Tue. Jul 16th, 2024

Elton John is a pretty dynamic musical figure. I’m sure you’re imagining platform shoes, oversized, diamond-encrusted sunglasses, an obnoxious, sparkling jumpsuit and the finest piano money could buy-that’s Elton’s image. Famous songs, such as “Crocodile Rock,” don’t exactly scream “sophisticated” or even close to “serious.” His piano-pop is known because it’s light and fun and just plain enjoyable. With The Captain and the Kid, Elton John proves to be deeper than you think.
Elton John teams up once again with his writing partner, Bernie Taupin, to create this milestone of an album. John and Taupin’s first release was made more than 30 years ago and it was a number one, multi-platinum record known as Captain Fantastic and the Brown Dirt Cowboy. This new release, in the words of Elton, “[.]is a celebration of our lives and our lifetimes, of our music and of the music we love. The Captain and the Kid continues our story.”
With a sentimental background to this album to begin with, it was only fitting that John and Taupin decided to create the record in the tradition of the 1960s and 1970s, when music was more of a celebration of voice than of profit and a cohesive culture was dominant over a monetary one. The Captain and the Kid is supposed to pick up, almost immediately, where their first album, Captain Fantastic and the Brown Dirt Cowboy, left off. This album unfolds like a storybook.

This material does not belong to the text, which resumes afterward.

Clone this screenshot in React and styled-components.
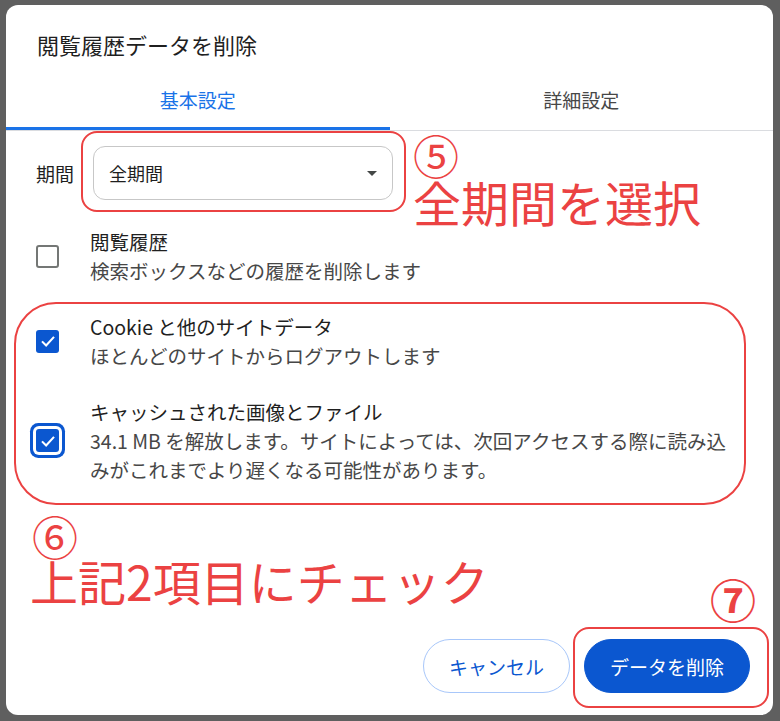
import styled, { createGlobalStyle } from 'styled-components';

const GlobalStyle = createGlobalStyle`
  html, body {
    margin: 0;
    background: #5f5f5f;
  }
  body {
    font-family: "Noto Sans CJK JP", "Noto Sans", sans-serif;
    color: #1f1f1f;
  }
`

const Page = styled.div`
  width: 780px;
  height: 721px;
  padding: 5px 0 0 6px;
  box-sizing: border-box;
`

const Dialog = styled.div`
  position: relative;
  width: 767px;
  height: 710px;
  background: #fff;
  border-radius: 12px;
  display: flex;
  flex-direction: column;
`

const Title = styled.h2`
  margin: 0;
  padding: 24px 0 0 31px;
  font-size: 22px;
  line-height: 30px;
  font-weight: 400;
  color: #1f1f1f;
`

const Tabs = styled.div`
  display: flex;
  margin-top: 13px;
  border-bottom: 1px solid #dadce0;
`

const Tab = styled.div`
  flex: 1 1 0;
  height: 58px;
  box-sizing: border-box;
  display: flex;
  align-items: center;
  justify-content: center;
  font-size: 19px;
  color: ${p => p.$active ? '#1a73e8' : '#474747'};
  border-bottom: 3px solid ${p => p.$active ? '#1a73e8' : 'transparent'};
`

const Body = styled.div`
  padding: 15px 38px 0 30px;
`

const PeriodRow = styled.div`
  display: flex;
  align-items: center;
  gap: 19px;
`

const PeriodLabel = styled.span`
  font-size: 19px;
  color: #1f1f1f;
`

const Select = styled.div`
  width: 300px;
  height: 54px;
  box-sizing: border-box;
  border: 1px solid #c7c7c7;
  border-radius: 12px;
  display: flex;
  align-items: center;
  justify-content: space-between;
  padding: 0 15px;
  font-size: 18px;
  color: #1f1f1f;
`

const Caret = styled.span`
  width: 0;
  height: 0;
  border-left: 5.5px solid transparent;
  border-right: 5.5px solid transparent;
  border-top: 5.5px solid #444746;
`

const Options = styled.div`
  display: flex;
  flex-direction: column;
  gap: 27px;
  margin-top: 27px;
`

const Option = styled.div`
  display: flex;
  align-items: center;
`

const CheckCell = styled.div`
  width: 54px;
  flex: 0 0 54px;
  display: flex;
  align-items: center;
`

const Box = styled.span`
  width: 23px;
  height: 23px;
  box-sizing: border-box;
  border-radius: 3px;
  display: flex;
  align-items: center;
  justify-content: center;
  background: ${p => p.$checked ? '#0b57d0' : '#fff'};
  border: ${p => p.$checked ? 'none' : '2.5px solid #747775'};
  box-shadow: ${p => p.$focus ? '0 0 0 3px #fff, 0 0 0 6px #0b57d0' : 'none'};
`

const OptionText = styled.div`
  flex: 1;
  font-size: 19.5px;
  line-height: 29px;
`

const Label = styled.div`
  color: #1f1f1f;
`

const Desc = styled.div`
  color: #474747;
`

const Footer = styled.div`
  margin-top: auto;
  display: flex;
  justify-content: flex-end;
  gap: 14px;
  padding: 0 23px 22px 0;
`

const Button = styled.button`
  height: 54px;
  border-radius: 27px;
  font-family: inherit;
  font-size: 19px;
  padding: 0 25px;
  min-width: ${p => p.$primary ? 165 : 146}px;
  border: 1px solid ${p => p.$primary ? '#0b57d0' : '#a8c7fa'};
  background: ${p => p.$primary ? '#0b57d0' : '#fff'};
  color: ${p => p.$primary ? '#fff' : '#0b57d0'};
`

/* annotation layer drawn over the dialog */
const red = '#eb4242';

const Mark = styled.div`
  position: absolute;
  left: ${p => p.$x}px;
  top: ${p => p.$y}px;
  width: ${p => p.$w}px;
  height: ${p => p.$h}px;
  border: 2.5px solid ${red};
  border-radius: ${p => p.$r}px;
  box-sizing: border-box;
  pointer-events: none;
`

const Num = styled.div`
  position: absolute;
  left: ${p => p.$x}px;
  top: ${p => p.$y}px;
  font-size: 46px;
  line-height: 42px;
  color: ${red};
  font-weight: ${p => p.$bold ? 700 : 400};
`

const Note = styled.div`
  position: absolute;
  left: ${p => p.$x}px;
  top: ${p => p.$y}px;
  font-size: 48px;
  line-height: 48px;
  color: ${red};
  white-space: nowrap;
`

const Check = () => (
  <svg width="18" height="18" viewBox="0 0 24 24">
    <polyline points="4,12.5 9.5,18 20,6.5" fill="none" stroke="#fff" strokeWidth="2.8" />
  </svg>
)

const options = [
  { label: '閲覧履歴', desc: '検索ボックスなどの履歴を削除します', checked: false },
  { label: 'Cookie と他のサイトデータ', desc: 'ほとんどのサイトからログアウトします', checked: true },
  {
    label: 'キャッシュされた画像とファイル',
    desc: '34.1 MB を解放します。サイトによっては、次回アクセスする際に読み込みがこれまでより遅くなる可能性があります。',
    checked: true,
    focus: true,
  },
]

const App = () => {
  return (
    <>
      <GlobalStyle />
      <Page>
        <Dialog>
          <Title>閲覧履歴データを削除</Title>
          <Tabs>
            <Tab $active>基本設定</Tab>
            <Tab>詳細設定</Tab>
          </Tabs>
          <Body>
            <PeriodRow>
              <PeriodLabel>期間</PeriodLabel>
              <Select>
                全期間
                <Caret />
              </Select>
            </PeriodRow>
            <Options>
              {options.map(o => (
                <Option key={o.label}>
                  <CheckCell>
                    <Box $checked={o.checked} $focus={o.focus}>
                      {o.checked && <Check />}
                    </Box>
                  </CheckCell>
                  <OptionText>
                    <Label>{o.label}</Label>
                    <Desc>{o.desc}</Desc>
                  </OptionText>
                </Option>
              ))}
            </Options>
          </Body>
          <Footer>
            <Button>キャンセル</Button>
            <Button $primary>データを削除</Button>
          </Footer>

          <Mark $x={75} $y={126} $w={325} $h={81} $r={16} />
          <Num $x={407} $y={128}>⑤</Num>
          <Note $x={407} $y={172}>全期間を選択</Note>

          <Mark $x={8} $y={297} $w={732} $h={203} $r={42} />
          <Num $x={26} $y={509}>⑥</Num>
          <Note $x={24} $y={551}>上記2項目にチェック</Note>

          <Num $x={704} $y={572} $bold>⑦</Num>
          <Mark $x={567} $y={622} $w={196} $h={81} $r={16} />
        </Dialog>
      </Page>
    </>
  );
}

export default App;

“Postcards from Richard Nixon” is obviously a call to the time of his administration and the societal issues faced at the time. Lyrics of war and scandal are scattered throughout this uppity, yet profound track. It’s catchy and fun, but holds a truthful point to it, kind of like Sir Elton himself.
As the album progresses, John doesn’t hold anything back or leave any stone unturned. My favorite track, hands down, “Tinderbox,” delves not only into America’s recent “culture of fear,” but also into almost every issue we’ve had to deal with in the past six years ranging from the tragedies of 9/11 to immigration restrictions. It’s got a country twang to it and the lyrics are too powerful to describe. It is John and Taupin at their finest!
We’re half-way through this storybook and it just keeps getting better. “And the House Fell Down” is raw bliss (a party song that’s almost show-tuney) but mind you, we’re listening to Elton John. This song is perhaps the most reminiscent of Elton’s early works- goofy and all too fitting with that shimmery get-up.
“The Blues Never Fade Away” and “Bridge” are much more somber numbers holding serious messages. Not to say these tracks are less enjoyable, but they don’t fall into that colorful shade of Elton that seems to follow his image wherever he goes.
The closing track, which happens to be the title track, sums up in total the purpose and meaning of The Captain and the Kid, and with that, our storybook comes to a close. After 10 memorable tracks, Elton John and his pal Bernie Taupin have proved that it may be 30 years since their initial release, but their style, ideals and passions have not aged a minute. Listening to this album can actually be quite emotional, especially for those of you who hold Elton quite dear. This album deserves more than credit and respect due to longevity of the artists behind the wheel; this album is a slice of genius that recent artists could just never achieve. Kudos, to the Captain and the Kid.